When we left our 9 y.o. son alone for an hour twenty years ago, life on this planet was a lot different than it is now. Plus, that particular boy knew how to handle situations that could have come up. The worst thing that ever happened to him when he was alone (he was 13) was that a brown bear came up on our porch. He was in the house with the doors locked, but still grabbed the riot gun, as he had been instructed to do, and had been taught how to use safely. Different kids mature differently, and there is not one answer for all.

lulubell
09-07-2008, 10:06 PM
In New Zealand it is illegal to leave a child under the age of 14 alone with out making 'reasonable arrangements for their care and supervision'. Reasonable is not defined but would depend on the length of absence (5 minutes to the local shop for milk as compared to a night out at a restaurant or the whole day away).
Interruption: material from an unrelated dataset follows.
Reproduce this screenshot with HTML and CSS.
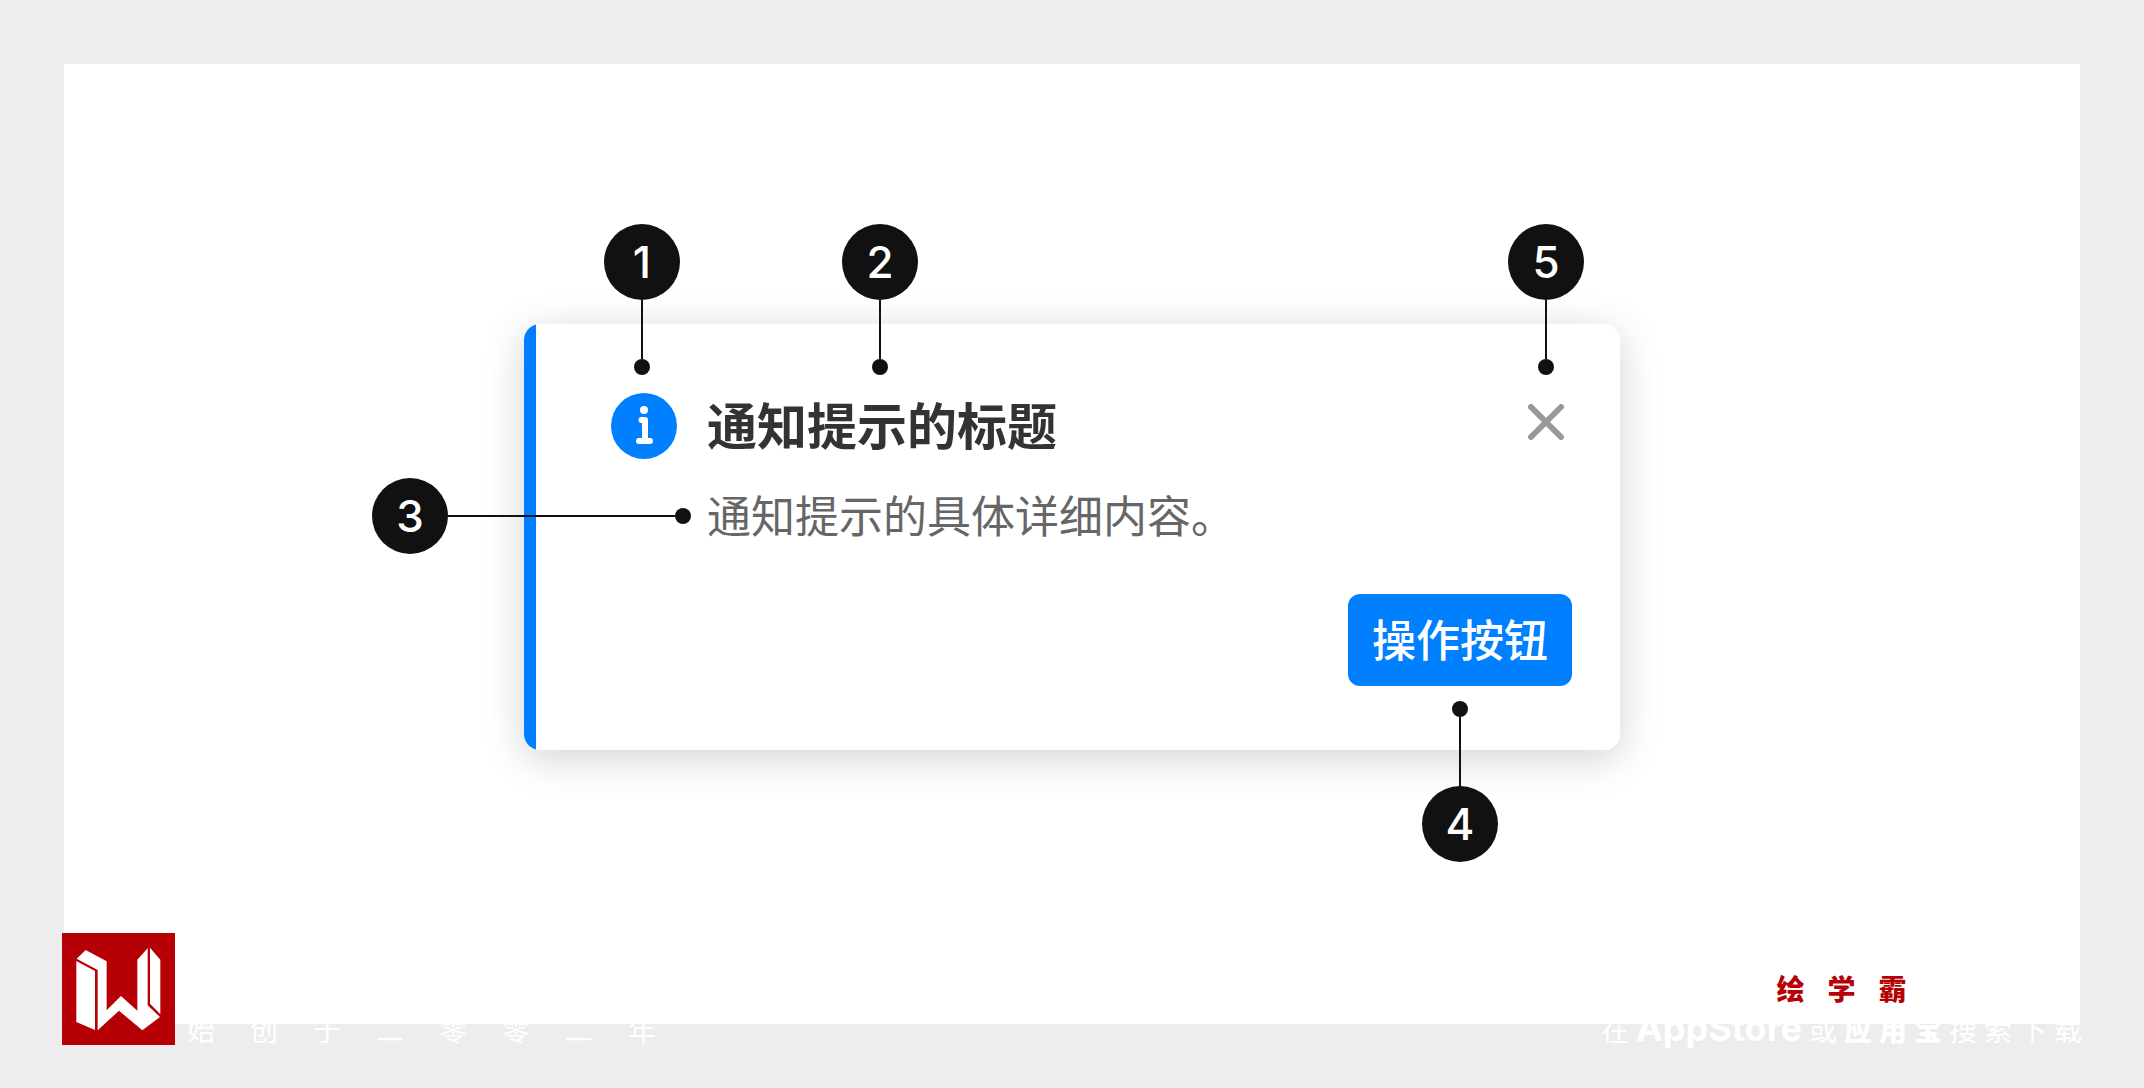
FILE: index.html
```html
<!DOCTYPE html>
<html lang="zh-CN">
<head>
    <meta charset="UTF-8">
    <meta name="viewport" content="width=device-width, initial-scale=1.0">
    <title>通知提示</title>
    <link rel="stylesheet" href="styles.css">
</head>
<body>
    <main class="board">
        <section class="notice">
            <svg class="notice-icon" viewBox="0 0 66 66" aria-hidden="true">
                <circle cx="33" cy="33" r="33" fill="#007fff"/>
                <circle cx="33" cy="17" r="4" fill="#fff"/>
                <path d="M30.500 27H34V47M28 48H39" fill="none" stroke="#fff" stroke-width="6" stroke-linecap="round" stroke-linejoin="round"/>
            </svg>
            <div class="notice-text">
                <h2>通知提示的标题</h2>
                <p>通知提示的具体详细内容。</p>
            </div>
            <button class="notice-close" type="button" aria-label="关闭">
                <svg viewBox="0 0 36 36" aria-hidden="true">
                    <path d="M3 3L33 33M33 3L3 33" stroke="#999" stroke-width="6" stroke-linecap="round"/>
                </svg>
            </button>
            <button class="notice-action" type="button">操作按钮</button>

            <!-- numbered pins over the card -->
            <div class="pin pin-icon"><b>1</b><i></i></div>
            <div class="pin pin-title"><b>2</b><i></i></div>
            <div class="pin pin-content"><b>3</b><i></i></div>
            <div class="pin pin-action"><b>4</b><i></i></div>
            <div class="pin pin-close"><b>5</b><i></i></div>
        </section>
    </main>

    <footer class="watermark">
        <svg class="logo" viewBox="0 0 339 336" aria-hidden="true">
            <path fill="#b60005" d="M0 0H339V336H0Z"/>
            <path fill="#fff" d="M71 51L134 85V232L177 189L226 233V80L257 46V217L294 252L241 292L171 233L107 292V111L44 77Z"/>
            <path fill="#fff" d="M43 84L99 114V291L43 267ZM264 44L295 80V244L264 212Z"/>
        </svg>
        <div class="since">
            <span>始</span><span>创</span><span>于</span><span>二</span><span>零</span><span>零</span><span>二</span><span>年</span>
        </div>
        <div class="download">
            <div class="brand"><span>绘</span><span>学</span><span>霸</span></div>
            <div class="stores">
                <span>在</span>
                <strong class="store-en">AppStore</strong>
                <span>或</span>
                <strong>应</strong><strong>用</strong><strong>宝</strong>
                <span>搜</span><span>索</span><span>下</span><span>载</span>
            </div>
        </div>
    </footer>
</body>
</html>
```
FILE: styles.css
```css
* {
    box-sizing: border-box;
}
body {
    margin: 0;
    padding: 64px;
    min-height: 100vh;
    display: flex;
    flex-direction: column;
    background: #ededed;
    font-family: "Noto Sans CJK SC", sans-serif;
}
.board {
    flex: 1;
    display: flex;
    justify-content: center;
    align-items: flex-start;
    padding: 260px 48px 0;
    background: #fff;
}
.notice {
    position: relative;
    display: grid;
    grid-template-columns: 66px 1fr auto;
    column-gap: 30px;
    width: 100%;
    max-width: 1096px;
    padding: 64px 48px 64px 87px;
    border-radius: 16px;
    background: linear-gradient(to right, #007fff 12px, #fff 12px);
    box-shadow: 0 8px 40px rgba(0, 0, 0, 0.18);
}
.notice-icon {
    width: 66px;
    height: 66px;
    margin-top: 5px;
}
.notice-text h2 {
    margin: 0 0 24px;
    font-size: 50px;
    font-weight: 700;
    line-height: 70px;
    color: #333;
}
.notice-text p {
    margin: 0;
    font-size: 44px;
    font-weight: 400;
    line-height: 64px;
    color: #666;
}
.notice-close {
    width: 36px;
    height: 36px;
    margin: 16px 8px 0;
    padding: 0;
    border: none;
    background: none;
    cursor: pointer;
}
.notice-close svg {
    display: block;
}
.notice-action {
    grid-column: 1 / -1;
    justify-self: end;
    height: 92px;
    margin-top: 48px;
    padding: 0 24px 4px;
    border: none;
    border-radius: 12px;
    background: #007fff;
    color: #fff;
    font-family: inherit;
    font-size: 44px;
    font-weight: 500;
    cursor: pointer;
}

/* pins */
.pin {
    position: absolute;
    display: flex;
    flex-direction: column;
    align-items: center;
}
.pin b {
    width: 76px;
    height: 76px;
    border-radius: 50%;
    background: #111;
    color: #fff;
    font-family: Inter, sans-serif;
    font-size: 44px;
    font-weight: 500;
    line-height: 76px;
    text-align: center;
}
.pin i {
    display: flex;
    flex-direction: column;
    align-items: center;
}
.pin i::before {
    content: "";
    width: 2px;
    height: 59px;
    background: #111;
}
.pin i::after {
    content: "";
    width: 16px;
    height: 16px;
    border-radius: 50%;
    background: #111;
}
.pin-icon {
    top: -100px;
    left: 80px;
}
.pin-title {
    top: -100px;
    left: 318px;
}
.pin-close {
    top: -100px;
    right: 36px;
}
.pin-action {
    top: 377px;
    right: 122px;
    flex-direction: column-reverse;
}
.pin-action i {
    flex-direction: column-reverse;
}
.pin-action i::before {
    height: 69px;
}
.pin-content {
    top: 154px;
    left: -152px;
    flex-direction: row;
}
.pin-content i {
    flex-direction: row;
}
.pin-content i::before {
    width: 227px;
    height: 2px;
}

/* watermark strip over the lower edge of the board */
.watermark {
    position: absolute;
    left: 62px;
    right: 62px;
    bottom: 43px;
    display: flex;
    align-items: flex-end;
    color: #fff;
    font-size: 28px;
    line-height: 32px;
}
.logo {
    width: 113px;
    height: 112px;
}
.since {
    display: flex;
    gap: 35px;
    margin-left: 12px;
}
.download {
    margin-left: auto;
}
.brand {
    display: flex;
    justify-content: center;
    gap: 23px;
    margin-bottom: 8px;
    color: #b60005;
    font-size: 28px;
    font-weight: 900;
}
.stores {
    display: flex;
    align-items: baseline;
    gap: 7px;
}
.stores strong {
    font-weight: 900;
}
.stores .store-en {
    font-family: Inter, sans-serif;
    font-size: 36px;
    font-weight: 700;
}
```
A child under the age of 14 is not allowed to babysit at all, even with phone numbers etc.

kellee0302
09-08-2008, 04:01 PM
My son was 12 but had taken the baby sitting safety course before I left him home alone.
If he's certified to care for other children, he could take care of himself.
He is now 14 and there hasn't been any issue at all. (knock on wood).

Cynamar
09-08-2008, 04:35 PM
You have to trust your own gut. If you're not comfortable then don't do it. My dad was an idiot with us. He & my mom worked different shifts. On his watch he would run all over the place and leave us. ALL the time! I'm the oldest of four and I was ten when they split up so you can see the stupidity of it all. My sister was born about three months before I turned nine. She rolled over for the first time while he was out. He had left her sleeping in the middle of his bed. When he got home she was on the floor and I was outside playing. I got a spanking!